Raw data =>
[start]

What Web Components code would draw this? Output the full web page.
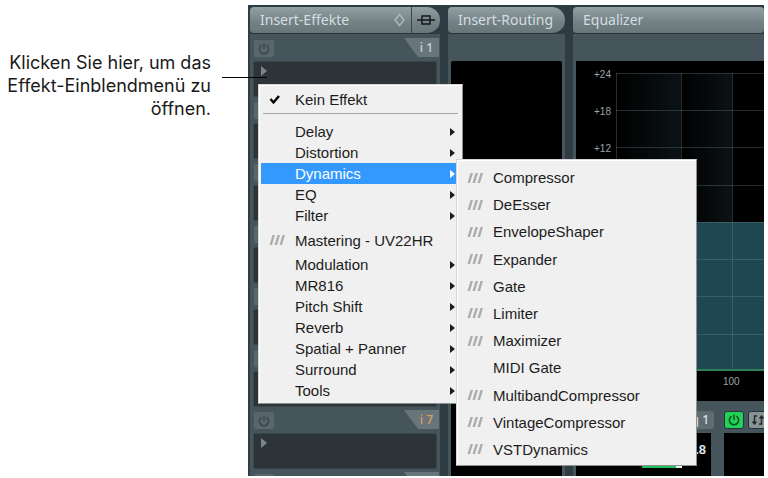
<!DOCTYPE html>
<html lang="de">
<head>
<meta charset="utf-8">
<title>Insert-Effekte</title>
<style>
    body {
        margin: 0;
        background: #fff;
        font-family: "Liberation Sans", Arial, sans-serif;
    }
</style>
</head>
<body>
<effect-page></effect-page>

<script>
class BaseElement extends HTMLElement {
    execShadowContent(content) {
        const shadowRoot = this.attachShadow({ mode: 'open' });
        shadowRoot.innerHTML = content;
        this.shadow = shadowRoot;
    }
}

// -- power symbol, coloured by currentColor
class PowerIcon extends BaseElement {
    static #TEMPLATE = `
<style>
    :host { display: block; width: 12px; height: 12px; }
    svg { display: block; }
</style>
<svg width="12" height="12" viewBox="0 0 12 12" fill="none" stroke="currentColor" stroke-width="1.6">
    <path d="M3.6 2.2A4.6 4.6 0 1 0 8.4 2.2M6 0.5V6"/>
</svg>
    `;

    constructor() {
        super();
        this.execShadowContent(PowerIcon.#TEMPLATE);
    }
}

class SectionHeader extends BaseElement {
    static #TEMPLATE = `
<style>
    :host {
        display: flex;
        box-sizing: border-box;
        height: 27px;
        overflow: hidden;
        border-radius: 4px;
        border-bottom: 1px solid #27343a;
        background: linear-gradient(#93a0a3, #738084 60%, #69777b);
        color: #d3dee2;
        font: 14px "Noto Sans", sans-serif;
    }
    :host([round]) { border-radius: 4px 13px 13px 4px; }
    .title {
        flex: 1;
        padding-left: 10px;
        line-height: 25px;
        white-space: nowrap;
    }
</style>
<span class="title"><slot></slot></span>
<slot name="tools"></slot>
    `;

    constructor() {
        super();
        this.execShadowContent(SectionHeader.#TEMPLATE);
    }
}

class InsertSlot extends BaseElement {
    static #TEMPLATE = `
<style>
    :host { display: block; height: 62px; }
    .bar {
        display: flex;
        justify-content: space-between;
        height: 19px;
        margin: 0 1px 4px 4px;
    }
    button { border: 0; padding: 0; }
    .power {
        display: grid;
        place-items: center;
        width: 20px;
        height: 17px;
        margin-top: 2px;
        border-radius: 2px;
        background: #59676d;
        color: #3c484d;
    }
    .tab {
        width: 35px;
        box-sizing: border-box;
        padding-right: 6px;
        background: #68757a;
        clip-path: polygon(0 0, 100% 0, 100% 100%, 14px 100%);
        color: var(--tab-color, #c5d0d4);
        font: 600 12px/20px "Open Sans", sans-serif;
        text-align: right;
    }
    .slot {
        display: flex;
        align-items: flex-start;
        width: calc(100% - 6px);
        height: 36px;
        margin-left: 3px;
        padding: 4px 0 0 7px;
        border: 1px solid #3a464c;
        border-radius: 2px;
        background: #2d3438;
    }
</style>
<div class="bar">
    <button class="power" aria-label="Ein/Aus"><power-icon></power-icon></button>
    <span class="tab"><slot></slot></span>
</div>
<button class="slot" aria-label="Effekt auswählen">
    <svg width="6" height="10" viewBox="0 0 6 10"><path d="M0 0L6 5L0 10Z" fill="#7b868a"/></svg>
</button>
    `;

    constructor() {
        super();
        this.execShadowContent(InsertSlot.#TEMPLATE);
    }
}

class InsertColumn extends BaseElement {
    static #TEMPLATE = `
<style>
    :host { display: block; overflow: hidden; background: #46545b; }
    .header { background: #2f3c43; margin-bottom: 4px; }
    button {
        display: grid;
        place-items: center;
        padding: 0;
        border: 0;
        background: none;
    }
    .preset { width: 24px; }
    .bypass { width: 29px; border-left: 1px solid #39464b; }
</style>
<div class="header">
    <section-header round>Insert-Effekte
        <button slot="tools" class="preset" aria-label="Presets">
            <svg width="11" height="14" viewBox="0 0 11 14" fill="none" stroke="#a9b5b9" stroke-width="1.6"><path d="M5.5 1.5L10 7L5.5 12.5L1 7Z"/></svg>
        </button>
        <button slot="tools" class="bypass" aria-label="Bypass">
            <svg width="18" height="10" viewBox="0 0 18 10" fill="none" stroke="#15191b" stroke-width="1.5"><path d="M0 5H18M5 1H13V9H5Z"/></svg>
        </button>
    </section-header>
</div>
<insert-slot>i 1</insert-slot>
<insert-slot></insert-slot>
<insert-slot></insert-slot>
<insert-slot></insert-slot>
<insert-slot></insert-slot>
<insert-slot></insert-slot>
<insert-slot style="--tab-color: #dd9a5c">i 7</insert-slot>
<insert-slot></insert-slot>
    `;

    constructor() {
        super();
        this.execShadowContent(InsertColumn.#TEMPLATE);
    }
}

class RoutingColumn extends BaseElement {
    static #TEMPLATE = `
<style>
    :host { display: flex; flex-direction: column; background: #46545b; }
    .header { background: #2f3c43; }
    .screen { flex: 1; margin: 27px 3px 0; border-radius: 2px 2px 0 0; background: #000; }
</style>
<div class="header"><section-header round>Insert-Routing</section-header></div>
<div class="screen"></div>
    `;

    constructor() {
        super();
        this.execShadowContent(RoutingColumn.#TEMPLATE);
    }
}

// -- filter curve display with its gain scale
class EqGraph extends BaseElement {
    static #TEMPLATE = `
<style>
    :host {
        display: grid;
        grid-template-columns: 40px 1fr;
        grid-template-rows: 12px 298px 30px;
        overflow: hidden;
        background: #000;
        color: #9aa3a5;
        font: 10px/12px "Liberation Sans", sans-serif;
    }
    .scale {
        grid-row: 2;
        display: flex;
        flex-direction: column;
        gap: 25px;
        margin: -4px 5px 0 0;
        text-align: right;
    }
    .plot { grid-area: 2 / 2; }
    .freq { grid-area: 3 / 2; padding: 5px 0 0 107px; }
    svg { display: block; width: 100%; height: 298px; }
</style>
<div class="scale"><span>+24</span><span>+18</span><span>+12</span></div>
<div class="plot">
    <svg viewBox="0 0 148 298" preserveAspectRatio="xMinYMin slice">
        <defs>
            <linearGradient id="shade">
                <stop offset="0" stop-color="#000"/>
                <stop offset="1" stop-color="#0b1216"/>
            </linearGradient>
        </defs>
        <rect width="65" height="149" fill="url(#shade)"/>
        <rect x="65" width="51" height="149" fill="url(#shade)"/>
        <rect y="149" width="148" height="149" fill="#1e4752"/>
        <path d="M0.5 0V298M65.5 0V298M116.5 0V298M0 0.5H148M0 37.5H148M0 74.5H148M0 112.5H148M0 149.5H148M0 186.5H148M0 223.5H148M0 261.5H148" stroke="#7d9293" stroke-opacity=".3"/>
        <path d="M0 297H148" stroke="#2d8058" stroke-width="2"/>
    </svg>
</div>
<div class="freq">100</div>
    `;

    constructor() {
        super();
        this.execShadowContent(EqGraph.#TEMPLATE);
    }
}

class EqBand extends BaseElement {
    static #TEMPLATE = `
<style>
    :host { display: flex; flex-direction: column; gap: 4px; }
    .bar { display: flex; gap: 4px; height: 18px; }
    .screen {
        flex: 1;
        padding: 9px 5px 0 0;
        background: #000;
        color: #dfe5e6;
        font: bold 13px/16px "Liberation Sans", sans-serif;
        text-align: right;
    }
    .level { height: 4px; width: 40px; margin: 6px 24px 0 auto; background: linear-gradient(90deg, #20c25a 34px, #e8f5e8 34px); }
</style>
<div class="bar"><slot name="bar"></slot></div>
<div class="screen"><slot></slot></div>
    `;

    constructor() {
        super();
        this.execShadowContent(EqBand.#TEMPLATE);
        if (this.hasAttribute('level')) {
            const level = document.createElement('div');
            level.classList.add('level');
            this.shadow.querySelector('.screen').appendChild(level);
        }
    }
}

class EqualizerColumn extends BaseElement {
    static #TEMPLATE = `
<style>
    :host { display: flex; flex-direction: column; overflow: hidden; background: #46545b; }
    .header { background: #2f3c43; }
    eq-graph { margin: 27px 0 10px 3px; }
    .bands {
        flex: 1;
        display: grid;
        grid-template-columns: 135px 1fr;
        gap: 13px;
        margin-left: 3px;
    }
    .name {
        flex: 1;
        margin-right: -3px;
        padding-right: 5px;
        border-radius: 3px;
        background: #5f6c72;
        color: #d5dee1;
        font: 600 12px/18px "Open Sans", sans-serif;
        text-align: right;
    }
    button {
        flex: none;
        display: grid;
        place-items: center;
        width: 20px;
        height: 18px;
        padding: 0;
        border: 1px solid #27343a;
        border-radius: 3px;
        background: #8b9294;
    }
    .on { background: #22d257; color: #0c5425; }
</style>
<div class="header"><section-header>Equalizer</section-header></div>
<eq-graph></eq-graph>
<div class="bands">
    <eq-band level><span slot="bar" class="name">eq 1</span>0.8</eq-band>
    <eq-band>
        <button slot="bar" class="on" aria-label="Band ein"><power-icon></power-icon></button>
        <button slot="bar" aria-label="Invertieren">
            <svg width="14" height="12" viewBox="0 0 14 12" fill="none" stroke="#20272a" stroke-width="1.4"><path d="M6 2H3.5V10M1.5 7.5L3.5 10L5.5 7.5M8 10H10.5V2M8.5 4.5L10.5 2L12.5 4.5"/></svg>
        </button>
    </eq-band>
</div>
    `;

    constructor() {
        super();
        this.execShadowContent(EqualizerColumn.#TEMPLATE);
    }
}

class PopupMenu extends BaseElement {
    static #TEMPLATE = `
<style>
    :host {
        display: grid;
        box-sizing: border-box;
        padding: 4px 2px 2px;
        border: 1px solid #8d8f90;
        border-color: #d5d6d6 #8d8f90 #8d8f90 #d5d6d6;
        background: #f0f0f0;
        box-shadow: inset 1px 1px #fff;
    }
    ::slotted(hr) {
        margin: 3px 2px 7px;
        border: 0;
        border-top: 1px solid #a5a5a5;
    }
</style>
<slot></slot>
    `;

    constructor() {
        super();
        this.execShadowContent(PopupMenu.#TEMPLATE);
    }

    connectedCallback() {
        this.setAttribute('role', 'menu');
    }
}

class MenuEntry extends BaseElement {
    static #TEMPLATE = `
<style>
    :host { display: block; }
    button {
        display: grid;
        grid-template-columns: 34px 1fr 10px;
        align-items: center;
        width: 100%;
        height: var(--entry-height, 21px);
        padding: 0;
        border: 0;
        background: none;
        color: #1c1c1c;
        font: 15px "Liberation Sans", Arial, sans-serif;
        text-align: left;
        white-space: nowrap;
    }
    :host([tall]) button { height: 28px; }
    :host([active]) button { background: #3399ff; color: #fff; }
    svg { display: none; }
    .icon { padding-left: 8px; }
    :host([checked]) .check,
    :host([plugin]) .plugin,
    :host([more]) .more { display: block; }
</style>
<button role="menuitem">
    <span class="icon">
        <svg class="check" width="12" height="11" viewBox="0 0 12 11" fill="none" stroke="#000" stroke-width="2.4"><path d="M1.5 5L4.5 8.5L10 2"/></svg>
        <svg class="plugin" width="17" height="10" viewBox="0 0 17 10" fill="#adadad"><path d="M0.5 10L3.5 0H6L3 10ZM5.5 10L8.5 0H11L8 10ZM10.5 10L13.5 0H16L13 10Z"/></svg>
    </span>
    <slot></slot>
    <svg class="more" width="5" height="8" viewBox="0 0 5 8"><path d="M0 0L5 4L0 8Z" fill="currentColor"/></svg>
</button>
    `;

    constructor() {
        super();
        this.execShadowContent(MenuEntry.#TEMPLATE);
    }
}

class EffectPage extends BaseElement {
    static #TEMPLATE = `
<style>
    :host {
        display: grid;
        grid-template-columns: 211px 1fr;
        gap: 37px;
        padding: 5px 4px 2px 0;
    }
    .note {
        margin: 0;
        padding-top: 46px;
        color: #1a1a1a;
        font: 18px/23px Inter, "Liberation Sans", Arial, sans-serif;
        text-align: right;
    }
    .mixer {
        position: relative;
        display: grid;
        grid-template-columns: 190px 117px 1fr;
        gap: 8px;
        height: 471px;
        box-sizing: border-box;
        overflow: hidden;
        padding: 2px 0 0 2px;
        background: #2f3c43;
    }
    .leader {
        position: absolute;
        left: 222px;
        top: 77px;
        width: 45px;
        height: 1px;
        background: #000;
    }
    popup-menu { position: absolute; }
    .effects { left: 10px; top: 79px; width: 205px; }
    .dynamics { left: 208px; top: 154px; width: 241px; height: 307px; --entry-height: 100%; }
</style>
<p class="note">Klicken Sie hier, um das Effekt-Einblendmenü zu öffnen.</p>
<div class="mixer">
    <insert-column></insert-column>
    <routing-column></routing-column>
    <equalizer-column></equalizer-column>
    <popup-menu class="effects">
        <menu-entry checked>Kein Effekt</menu-entry>
        <hr>
        <menu-entry more>Delay</menu-entry>
        <menu-entry more>Distortion</menu-entry>
        <menu-entry more active>Dynamics</menu-entry>
        <menu-entry more>EQ</menu-entry>
        <menu-entry more>Filter</menu-entry>
        <menu-entry plugin tall>Mastering - UV22HR</menu-entry>
        <menu-entry more>Modulation</menu-entry>
        <menu-entry more>MR816</menu-entry>
        <menu-entry more>Pitch Shift</menu-entry>
        <menu-entry more>Reverb</menu-entry>
        <menu-entry more>Spatial + Panner</menu-entry>
        <menu-entry more>Surround</menu-entry>
        <menu-entry more>Tools</menu-entry>
    </popup-menu>
    <popup-menu class="dynamics">
        <menu-entry plugin>Compressor</menu-entry>
        <menu-entry plugin>DeEsser</menu-entry>
        <menu-entry plugin>EnvelopeShaper</menu-entry>
        <menu-entry plugin>Expander</menu-entry>
        <menu-entry plugin>Gate</menu-entry>
        <menu-entry plugin>Limiter</menu-entry>
        <menu-entry plugin>Maximizer</menu-entry>
        <menu-entry>MIDI Gate</menu-entry>
        <menu-entry plugin>MultibandCompressor</menu-entry>
        <menu-entry plugin>VintageCompressor</menu-entry>
        <menu-entry plugin>VSTDynamics</menu-entry>
    </popup-menu>
</div>
<div class="leader"></div>
    `;

    constructor() {
        super();
        this.execShadowContent(EffectPage.#TEMPLATE);
    }
}

customElements.define('power-icon', PowerIcon);
customElements.define('section-header', SectionHeader);
customElements.define('insert-slot', InsertSlot);
customElements.define('insert-column', InsertColumn);
customElements.define('routing-column', RoutingColumn);
customElements.define('eq-graph', EqGraph);
customElements.define('eq-band', EqBand);
customElements.define('equalizer-column', EqualizerColumn);
customElements.define('popup-menu', PopupMenu);
customElements.define('menu-entry', MenuEntry);
customElements.define('effect-page', EffectPage);
</script>
</body>
</html>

[end]

What needs to be done => Quote, exactly and only, the lines from the first line of the data above through the line containing "<effect-page></effect-page>". The pictures do not belong in it.

Written response =>
What Web Components code would draw this? Output the full web page.
<!DOCTYPE html>
<html lang="de">
<head>
<meta charset="utf-8">
<title>Insert-Effekte</title>
<style>
    body {
        margin: 0;
        background: #fff;
        font-family: "Liberation Sans", Arial, sans-serif;
    }
</style>
</head>
<body>
<effect-page></effect-page>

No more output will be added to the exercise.